→ **Exercise goal**
Starting at the first line of the data, print each line verbatim up to and including the line bearing "const BAR_WIDTH = 14", omitting pictures.

* begin Dataset content *

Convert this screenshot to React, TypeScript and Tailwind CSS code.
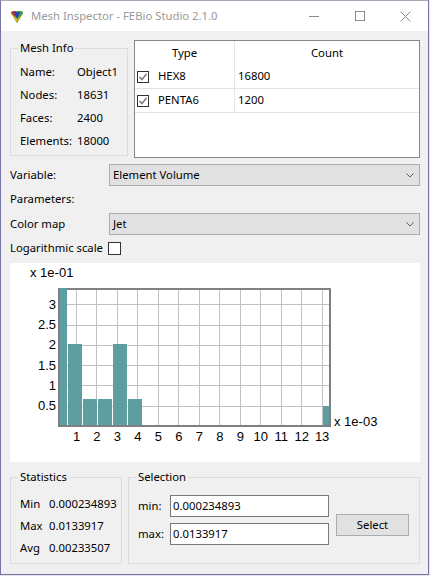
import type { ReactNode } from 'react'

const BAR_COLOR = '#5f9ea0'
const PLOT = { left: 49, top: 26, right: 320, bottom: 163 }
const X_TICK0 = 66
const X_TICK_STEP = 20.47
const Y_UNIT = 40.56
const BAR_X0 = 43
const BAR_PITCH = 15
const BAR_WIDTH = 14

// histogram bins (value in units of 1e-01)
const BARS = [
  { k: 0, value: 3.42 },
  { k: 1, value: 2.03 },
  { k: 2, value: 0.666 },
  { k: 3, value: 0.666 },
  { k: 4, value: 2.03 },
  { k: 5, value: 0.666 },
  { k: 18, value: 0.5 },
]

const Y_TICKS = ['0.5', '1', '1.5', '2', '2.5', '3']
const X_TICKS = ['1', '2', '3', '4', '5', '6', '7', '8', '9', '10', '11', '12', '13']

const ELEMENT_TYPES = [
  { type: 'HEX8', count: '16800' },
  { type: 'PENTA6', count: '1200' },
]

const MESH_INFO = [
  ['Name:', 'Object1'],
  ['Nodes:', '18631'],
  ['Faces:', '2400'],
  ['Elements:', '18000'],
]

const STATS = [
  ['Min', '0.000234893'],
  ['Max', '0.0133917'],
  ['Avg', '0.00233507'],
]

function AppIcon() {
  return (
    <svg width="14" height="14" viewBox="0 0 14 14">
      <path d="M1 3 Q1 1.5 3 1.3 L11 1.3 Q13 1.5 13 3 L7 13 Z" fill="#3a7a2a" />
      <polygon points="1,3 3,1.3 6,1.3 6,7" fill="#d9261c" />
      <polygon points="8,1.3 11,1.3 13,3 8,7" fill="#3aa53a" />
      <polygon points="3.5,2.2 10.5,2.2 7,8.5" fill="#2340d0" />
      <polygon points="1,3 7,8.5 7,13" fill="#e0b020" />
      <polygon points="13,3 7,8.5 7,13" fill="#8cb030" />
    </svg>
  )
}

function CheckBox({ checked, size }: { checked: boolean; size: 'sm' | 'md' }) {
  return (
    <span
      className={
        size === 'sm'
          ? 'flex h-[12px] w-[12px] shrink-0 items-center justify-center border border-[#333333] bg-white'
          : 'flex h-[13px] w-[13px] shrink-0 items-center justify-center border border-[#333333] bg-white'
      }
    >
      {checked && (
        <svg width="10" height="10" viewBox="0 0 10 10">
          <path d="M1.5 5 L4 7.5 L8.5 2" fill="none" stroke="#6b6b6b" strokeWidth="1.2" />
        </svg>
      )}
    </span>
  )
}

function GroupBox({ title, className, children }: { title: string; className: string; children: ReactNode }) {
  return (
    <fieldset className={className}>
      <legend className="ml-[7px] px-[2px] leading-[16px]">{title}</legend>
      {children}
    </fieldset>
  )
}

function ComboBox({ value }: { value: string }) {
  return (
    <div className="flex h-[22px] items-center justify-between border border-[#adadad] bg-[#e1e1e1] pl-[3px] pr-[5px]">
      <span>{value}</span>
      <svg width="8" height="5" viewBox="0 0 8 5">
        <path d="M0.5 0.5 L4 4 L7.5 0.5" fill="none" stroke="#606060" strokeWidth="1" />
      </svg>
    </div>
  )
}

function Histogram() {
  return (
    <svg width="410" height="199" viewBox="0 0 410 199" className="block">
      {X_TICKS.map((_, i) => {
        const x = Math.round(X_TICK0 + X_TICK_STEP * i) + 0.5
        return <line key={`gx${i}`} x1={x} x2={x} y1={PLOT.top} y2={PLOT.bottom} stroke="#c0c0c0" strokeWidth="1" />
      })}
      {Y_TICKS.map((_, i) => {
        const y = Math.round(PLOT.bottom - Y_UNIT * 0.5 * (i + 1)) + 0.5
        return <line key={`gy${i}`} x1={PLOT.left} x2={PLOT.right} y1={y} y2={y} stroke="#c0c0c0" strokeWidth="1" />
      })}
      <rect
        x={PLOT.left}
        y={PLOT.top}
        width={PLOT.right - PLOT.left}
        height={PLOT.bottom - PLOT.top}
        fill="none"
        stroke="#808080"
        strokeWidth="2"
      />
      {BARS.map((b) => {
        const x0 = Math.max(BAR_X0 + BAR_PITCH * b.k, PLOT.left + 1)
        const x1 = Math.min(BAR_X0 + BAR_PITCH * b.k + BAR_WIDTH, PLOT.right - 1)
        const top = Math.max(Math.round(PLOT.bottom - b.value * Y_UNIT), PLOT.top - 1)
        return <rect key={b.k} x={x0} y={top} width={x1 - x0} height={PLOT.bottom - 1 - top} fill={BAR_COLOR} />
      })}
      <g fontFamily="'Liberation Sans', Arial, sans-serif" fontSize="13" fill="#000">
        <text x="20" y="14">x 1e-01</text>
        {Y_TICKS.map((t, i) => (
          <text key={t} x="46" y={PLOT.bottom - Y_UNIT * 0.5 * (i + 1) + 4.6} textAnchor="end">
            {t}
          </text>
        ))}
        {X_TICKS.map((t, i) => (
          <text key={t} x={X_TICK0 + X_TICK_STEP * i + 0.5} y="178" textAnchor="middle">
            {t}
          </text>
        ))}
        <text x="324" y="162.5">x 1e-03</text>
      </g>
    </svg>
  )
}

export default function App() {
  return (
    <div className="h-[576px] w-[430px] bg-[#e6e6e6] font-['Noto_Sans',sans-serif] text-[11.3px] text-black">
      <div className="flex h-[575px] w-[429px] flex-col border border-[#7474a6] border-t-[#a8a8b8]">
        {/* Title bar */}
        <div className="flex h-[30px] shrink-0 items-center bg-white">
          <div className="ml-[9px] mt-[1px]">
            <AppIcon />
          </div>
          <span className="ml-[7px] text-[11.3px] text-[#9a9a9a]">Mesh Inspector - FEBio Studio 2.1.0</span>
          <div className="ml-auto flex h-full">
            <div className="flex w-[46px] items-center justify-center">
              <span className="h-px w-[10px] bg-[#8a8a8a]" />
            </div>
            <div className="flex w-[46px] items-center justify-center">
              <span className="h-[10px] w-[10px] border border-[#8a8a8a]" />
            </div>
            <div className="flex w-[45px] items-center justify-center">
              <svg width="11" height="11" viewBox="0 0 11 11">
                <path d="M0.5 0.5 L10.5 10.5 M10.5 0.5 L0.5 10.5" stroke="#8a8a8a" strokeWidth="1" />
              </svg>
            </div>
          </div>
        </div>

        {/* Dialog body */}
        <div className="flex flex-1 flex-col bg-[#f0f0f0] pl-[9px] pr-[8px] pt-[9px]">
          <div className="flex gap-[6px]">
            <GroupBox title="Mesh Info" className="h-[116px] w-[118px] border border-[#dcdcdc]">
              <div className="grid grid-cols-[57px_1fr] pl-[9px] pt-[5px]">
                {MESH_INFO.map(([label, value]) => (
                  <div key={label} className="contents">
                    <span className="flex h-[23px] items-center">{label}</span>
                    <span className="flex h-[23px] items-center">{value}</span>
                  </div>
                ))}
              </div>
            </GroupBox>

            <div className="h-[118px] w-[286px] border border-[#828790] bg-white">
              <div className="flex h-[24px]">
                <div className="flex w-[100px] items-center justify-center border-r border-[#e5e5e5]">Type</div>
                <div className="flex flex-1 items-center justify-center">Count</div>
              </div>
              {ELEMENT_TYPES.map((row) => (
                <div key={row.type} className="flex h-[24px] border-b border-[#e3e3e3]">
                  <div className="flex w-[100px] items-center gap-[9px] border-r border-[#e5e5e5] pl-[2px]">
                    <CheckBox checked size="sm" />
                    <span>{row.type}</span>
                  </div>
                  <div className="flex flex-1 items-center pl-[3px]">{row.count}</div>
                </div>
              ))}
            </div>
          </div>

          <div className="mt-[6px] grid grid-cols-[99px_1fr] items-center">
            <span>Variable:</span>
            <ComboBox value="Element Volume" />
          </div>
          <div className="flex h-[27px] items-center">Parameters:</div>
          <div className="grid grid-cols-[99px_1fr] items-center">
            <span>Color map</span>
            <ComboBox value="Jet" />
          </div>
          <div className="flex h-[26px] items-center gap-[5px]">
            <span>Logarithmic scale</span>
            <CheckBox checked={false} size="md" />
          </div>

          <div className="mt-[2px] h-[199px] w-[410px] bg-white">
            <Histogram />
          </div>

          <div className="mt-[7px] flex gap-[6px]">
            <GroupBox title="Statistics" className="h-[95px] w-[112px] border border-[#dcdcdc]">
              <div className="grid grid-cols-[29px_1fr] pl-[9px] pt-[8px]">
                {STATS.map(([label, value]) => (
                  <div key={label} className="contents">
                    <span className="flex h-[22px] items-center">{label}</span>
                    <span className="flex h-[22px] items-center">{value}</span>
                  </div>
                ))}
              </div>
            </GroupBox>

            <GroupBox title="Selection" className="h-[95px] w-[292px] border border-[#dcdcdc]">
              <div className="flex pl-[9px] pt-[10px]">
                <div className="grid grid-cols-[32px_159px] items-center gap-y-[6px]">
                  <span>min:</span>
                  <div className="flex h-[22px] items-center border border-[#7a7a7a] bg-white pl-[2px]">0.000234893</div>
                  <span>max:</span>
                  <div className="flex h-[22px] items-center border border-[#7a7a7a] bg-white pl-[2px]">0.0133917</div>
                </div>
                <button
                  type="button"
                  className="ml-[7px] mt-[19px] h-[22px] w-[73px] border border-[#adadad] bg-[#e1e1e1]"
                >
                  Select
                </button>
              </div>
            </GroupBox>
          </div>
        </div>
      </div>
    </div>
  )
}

* end Dataset content *

→ **Task answer**
Convert this screenshot to React, TypeScript and Tailwind CSS code.
import type { ReactNode } from 'react'

const BAR_COLOR = '#5f9ea0'
const PLOT = { left: 49, top: 26, right: 320, bottom: 163 }
const X_TICK0 = 66
const X_TICK_STEP = 20.47
const Y_UNIT = 40.56
const BAR_X0 = 43
const BAR_PITCH = 15
const BAR_WIDTH = 14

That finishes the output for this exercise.